The exercise:
Your job is to retype all of the data word for word, leaving every image out.
>> Start
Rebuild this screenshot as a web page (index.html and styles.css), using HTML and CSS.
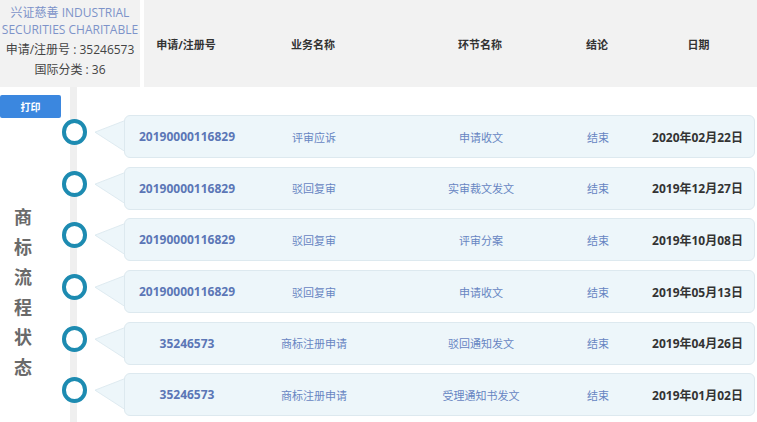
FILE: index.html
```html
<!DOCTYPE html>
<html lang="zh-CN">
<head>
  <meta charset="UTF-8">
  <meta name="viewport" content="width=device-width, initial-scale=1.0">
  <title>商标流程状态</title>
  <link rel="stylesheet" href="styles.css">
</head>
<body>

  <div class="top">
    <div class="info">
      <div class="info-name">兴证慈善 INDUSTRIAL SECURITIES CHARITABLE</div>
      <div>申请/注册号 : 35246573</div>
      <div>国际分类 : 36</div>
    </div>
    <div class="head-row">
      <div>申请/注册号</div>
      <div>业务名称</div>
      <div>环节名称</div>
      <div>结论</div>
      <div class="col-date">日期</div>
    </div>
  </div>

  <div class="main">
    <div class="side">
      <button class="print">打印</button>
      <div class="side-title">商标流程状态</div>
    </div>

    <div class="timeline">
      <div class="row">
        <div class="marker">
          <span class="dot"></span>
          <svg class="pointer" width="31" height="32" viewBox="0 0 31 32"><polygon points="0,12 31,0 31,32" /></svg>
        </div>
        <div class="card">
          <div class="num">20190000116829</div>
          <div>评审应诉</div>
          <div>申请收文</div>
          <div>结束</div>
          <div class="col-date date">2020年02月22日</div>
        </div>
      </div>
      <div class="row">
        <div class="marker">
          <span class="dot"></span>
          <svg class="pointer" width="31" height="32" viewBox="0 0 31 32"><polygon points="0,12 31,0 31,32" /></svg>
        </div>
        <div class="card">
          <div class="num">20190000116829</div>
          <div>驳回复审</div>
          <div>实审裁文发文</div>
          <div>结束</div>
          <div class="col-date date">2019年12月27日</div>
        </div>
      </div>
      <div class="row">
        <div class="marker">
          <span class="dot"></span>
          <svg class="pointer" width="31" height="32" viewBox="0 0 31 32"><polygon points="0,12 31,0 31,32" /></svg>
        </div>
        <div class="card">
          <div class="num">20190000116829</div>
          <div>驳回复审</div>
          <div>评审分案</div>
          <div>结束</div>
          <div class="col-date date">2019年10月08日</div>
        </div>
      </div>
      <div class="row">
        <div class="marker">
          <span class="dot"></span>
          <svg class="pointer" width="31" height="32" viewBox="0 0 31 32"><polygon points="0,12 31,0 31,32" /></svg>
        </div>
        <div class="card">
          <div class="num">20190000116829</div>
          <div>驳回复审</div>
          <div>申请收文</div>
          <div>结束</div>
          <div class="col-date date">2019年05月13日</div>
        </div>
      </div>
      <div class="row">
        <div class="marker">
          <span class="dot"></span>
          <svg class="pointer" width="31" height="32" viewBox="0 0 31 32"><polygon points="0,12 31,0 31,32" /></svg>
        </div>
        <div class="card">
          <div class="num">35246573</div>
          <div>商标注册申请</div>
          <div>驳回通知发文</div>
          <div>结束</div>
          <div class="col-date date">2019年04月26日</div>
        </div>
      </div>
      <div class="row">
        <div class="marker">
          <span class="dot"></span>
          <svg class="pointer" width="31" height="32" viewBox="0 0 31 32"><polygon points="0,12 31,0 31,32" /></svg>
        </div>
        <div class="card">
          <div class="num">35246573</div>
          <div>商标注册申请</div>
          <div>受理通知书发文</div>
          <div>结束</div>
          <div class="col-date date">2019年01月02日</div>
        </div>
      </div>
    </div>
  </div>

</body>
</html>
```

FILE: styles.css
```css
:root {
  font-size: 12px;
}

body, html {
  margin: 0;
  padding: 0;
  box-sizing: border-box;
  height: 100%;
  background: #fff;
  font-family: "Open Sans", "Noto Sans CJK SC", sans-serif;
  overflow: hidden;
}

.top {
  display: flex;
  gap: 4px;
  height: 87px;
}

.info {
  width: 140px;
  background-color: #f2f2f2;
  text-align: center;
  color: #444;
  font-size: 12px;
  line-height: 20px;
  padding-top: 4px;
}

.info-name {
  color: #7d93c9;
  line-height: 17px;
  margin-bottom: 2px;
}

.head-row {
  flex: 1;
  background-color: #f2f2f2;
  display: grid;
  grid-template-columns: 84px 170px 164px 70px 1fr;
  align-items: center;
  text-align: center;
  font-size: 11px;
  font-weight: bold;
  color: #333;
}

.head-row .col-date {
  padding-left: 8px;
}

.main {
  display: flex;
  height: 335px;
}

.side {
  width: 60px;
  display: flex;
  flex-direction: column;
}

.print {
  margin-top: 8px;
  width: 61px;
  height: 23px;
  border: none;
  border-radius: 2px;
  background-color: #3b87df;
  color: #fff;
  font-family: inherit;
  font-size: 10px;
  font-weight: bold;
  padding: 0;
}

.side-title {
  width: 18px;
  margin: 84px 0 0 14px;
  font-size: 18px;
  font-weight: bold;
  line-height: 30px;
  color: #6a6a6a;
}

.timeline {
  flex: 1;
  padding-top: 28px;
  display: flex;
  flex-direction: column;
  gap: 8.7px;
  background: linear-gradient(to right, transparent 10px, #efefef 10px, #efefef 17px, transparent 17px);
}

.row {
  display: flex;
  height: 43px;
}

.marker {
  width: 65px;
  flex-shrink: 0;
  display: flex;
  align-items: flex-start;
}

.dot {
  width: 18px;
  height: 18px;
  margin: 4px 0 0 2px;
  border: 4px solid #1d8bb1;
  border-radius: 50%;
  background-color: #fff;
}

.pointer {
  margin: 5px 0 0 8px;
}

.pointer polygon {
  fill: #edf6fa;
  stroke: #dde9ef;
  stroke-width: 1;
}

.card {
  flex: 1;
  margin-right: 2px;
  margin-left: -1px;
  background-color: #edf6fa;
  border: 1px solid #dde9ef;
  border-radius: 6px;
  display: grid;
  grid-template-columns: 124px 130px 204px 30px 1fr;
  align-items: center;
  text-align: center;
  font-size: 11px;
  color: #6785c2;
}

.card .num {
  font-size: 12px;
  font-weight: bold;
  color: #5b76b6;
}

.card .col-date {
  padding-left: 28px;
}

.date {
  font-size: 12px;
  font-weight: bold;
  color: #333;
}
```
>> End
Response:
Rebuild this screenshot as a web page (index.html and styles.css), using HTML and CSS.
FILE: index.html
```html
<!DOCTYPE html>
<html lang="zh-CN">
<head>
  <meta charset="UTF-8">
  <meta name="viewport" content="width=device-width, initial-scale=1.0">
  <title>商标流程状态</title>
  <link rel="stylesheet" href="styles.css">
</head>
<body>

  <div class="top">
    <div class="info">
      <div class="info-name">兴证慈善 INDUSTRIAL SECURITIES CHARITABLE</div>
      <div>申请/注册号 : 35246573</div>
      <div>国际分类 : 36</div>
    </div>
    <div class="head-row">
      <div>申请/注册号</div>
      <div>业务名称</div>
      <div>环节名称</div>
      <div>结论</div>
      <div class="col-date">日期</div>
    </div>
  </div>

  <div class="main">
    <div class="side">
      <button class="print">打印</button>
      <div class="side-title">商标流程状态</div>
    </div>

    <div class="timeline">
      <div class="row">
        <div class="marker">
          <span class="dot"></span>
          <svg class="pointer" width="31" height="32" viewBox="0 0 31 32"><polygon points="0,12 31,0 31,32" /></svg>
        </div>
        <div class="card">
          <div class="num">20190000116829</div>
          <div>评审应诉</div>
          <div>申请收文</div>
          <div>结束</div>
          <div class="col-date date">2020年02月22日</div>
        </div>
      </div>
      <div class="row">
        <div class="marker">
          <span class="dot"></span>
          <svg class="pointer" width="31" height="32" viewBox="0 0 31 32"><polygon points="0,12 31,0 31,32" /></svg>
        </div>
        <div class="card">
          <div class="num">20190000116829</div>
          <div>驳回复审</div>
          <div>实审裁文发文</div>
          <div>结束</div>
          <div class="col-date date">2019年12月27日</div>
        </div>
      </div>
      <div class="row">
        <div class="marker">
          <span class="dot"></span>
          <svg class="pointer" width="31" height="32" viewBox="0 0 31 32"><polygon points="0,12 31,0 31,32" /></svg>
        </div>
        <div class="card">
          <div class="num">20190000116829</div>
          <div>驳回复审</div>
          <div>评审分案</div>
          <div>结束</div>
          <div class="col-date date">2019年10月08日</div>
        </div>
      </div>
      <div class="row">
        <div class="marker">
          <span class="dot"></span>
          <svg class="pointer" width="31" height="32" viewBox="0 0 31 32"><polygon points="0,12 31,0 31,32" /></svg>
        </div>
        <div class="card">
          <div class="num">20190000116829</div>
          <div>驳回复审</div>
          <div>申请收文</div>
          <div>结束</div>
          <div class="col-date date">2019年05月13日</div>
        </div>
      </div>
      <div class="row">
        <div class="marker">
          <span class="dot"></span>
          <svg class="pointer" width="31" height="32" viewBox="0 0 31 32"><polygon points="0,12 31,0 31,32" /></svg>
        </div>
        <div class="card">
          <div class="num">35246573</div>
          <div>商标注册申请</div>
          <div>驳回通知发文</div>
          <div>结束</div>
          <div class="col-date date">2019年04月26日</div>
        </div>
      </div>
      <div class="row">
        <div class="marker">
          <span class="dot"></span>
          <svg class="pointer" width="31" height="32" viewBox="0 0 31 32"><polygon points="0,12 31,0 31,32" /></svg>
        </div>
        <div class="card">
          <div class="num">35246573</div>
          <div>商标注册申请</div>
          <div>受理通知书发文</div>
          <div>结束</div>
          <div class="col-date date">2019年01月02日</div>
        </div>
      </div>
    </div>
  </div>

</body>
</html>
```

FILE: styles.css
```css
:root {
  font-size: 12px;
}

body, html {
  margin: 0;
  padding: 0;
  box-sizing: border-box;
  height: 100%;
  background: #fff;
  font-family: "Open Sans", "Noto Sans CJK SC", sans-serif;
  overflow: hidden;
}

.top {
  display: flex;
  gap: 4px;
  height: 87px;
}

.info {
  width: 140px;
  background-color: #f2f2f2;
  text-align: center;
  color: #444;
  font-size: 12px;
  line-height: 20px;
  padding-top: 4px;
}

.info-name {
  color: #7d93c9;
  line-height: 17px;
  margin-bottom: 2px;
}

.head-row {
  flex: 1;
  background-color: #f2f2f2;
  display: grid;
  grid-template-columns: 84px 170px 164px 70px 1fr;
  align-items: center;
  text-align: center;
  font-size: 11px;
  font-weight: bold;
  color: #333;
}

.head-row .col-date {
  padding-left: 8px;
}

.main {
  display: flex;
  height: 335px;
}

.side {
  width: 60px;
  display: flex;
  flex-direction: column;
}

.print {
  margin-top: 8px;
  width: 61px;
  height: 23px;
  border: none;
  border-radius: 2px;
  background-color: #3b87df;
  color: #fff;
  font-family: inherit;
  font-size: 10px;
  font-weight: bold;
  padding: 0;
}

.side-title {
  width: 18px;
  margin: 84px 0 0 14px;
  font-size: 18px;
  font-weight: bold;
  line-height: 30px;
  color: #6a6a6a;
}

.timeline {
  flex: 1;
  padding-top: 28px;
  display: flex;
  flex-direction: column;
  gap: 8.7px;
  background: linear-gradient(to right, transparent 10px, #efefef 10px, #efefef 17px, transparent 17px);
}

.row {
  display: flex;
  height: 43px;
}

.marker {
  width: 65px;
  flex-shrink: 0;
  display: flex;
  align-items: flex-start;
}

.dot {
  width: 18px;
  height: 18px;
  margin: 4px 0 0 2px;
  border: 4px solid #1d8bb1;
  border-radius: 50%;
  background-color: #fff;
}

.pointer {
  margin: 5px 0 0 8px;
}

.pointer polygon {
  fill: #edf6fa;
  stroke: #dde9ef;
  stroke-width: 1;
}

.card {
  flex: 1;
  margin-right: 2px;
  margin-left: -1px;
  background-color: #edf6fa;
  border: 1px solid #dde9ef;
  border-radius: 6px;
  display: grid;
  grid-template-columns: 124px 130px 204px 30px 1fr;
  align-items: center;
  text-align: center;
  font-size: 11px;
  color: #6785c2;
}

.card .num {
  font-size: 12px;
  font-weight: bold;
  color: #5b76b6;
}

.card .col-date {
  padding-left: 28px;
}

.date {
  font-size: 12px;
  font-weight: bold;
  color: #333;
}
```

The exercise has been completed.